The Secret Life of Bees

By Sally West Johnson ’72        
Illustration by Chris Buzelli

By the time of the early September cold snaps, bumblebee season is winding down around Addison County. The orange, trumpet-shaped flowers of jewelweed have all but disappeared from the fields, and the tiny, purple flowers of knapweed that once blanketed meadows are mostly gone. Only the lush yellow of goldenrod remains.

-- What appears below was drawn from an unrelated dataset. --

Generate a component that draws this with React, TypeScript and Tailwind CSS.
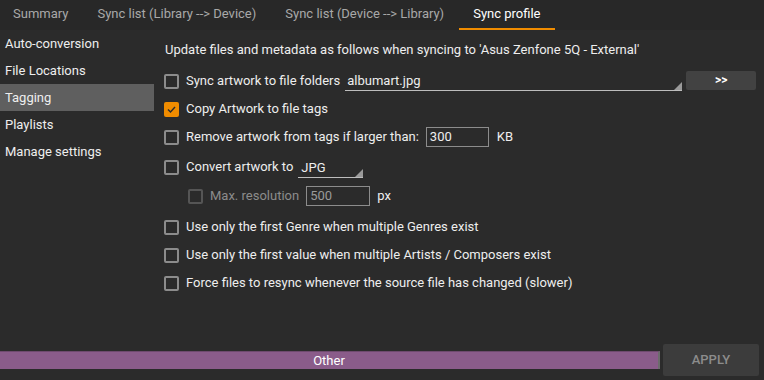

At the moment, we’re in Wright Park, the swath of public land at the north end of Middlebury. For reasons no one quite understands, Wright Park has turned out to have that magic combination of flowers and bee-friendly nesting places that researchers look for when they set out to study a bee population. By the side of the field, Patrick Sedney ’08 and I huddle against the chilly breeze, he with his odd-looking assortment of bee-research paraphernalia (nets, microdots, and small jars set into ice packs). In the middle of the field, Luke Yoquinto ’08 flails the air gently with a bee net, incongruously, like some child in a fairy tale. When he finds a likely suspect, Patrick will glue a numbered microdot to its back, then release it back to the wild. By following its meanderings through the field, Patrick wants to find out where it goes, what it does and, most important, which flowers it will choose to light on in its never-ending search for nectar.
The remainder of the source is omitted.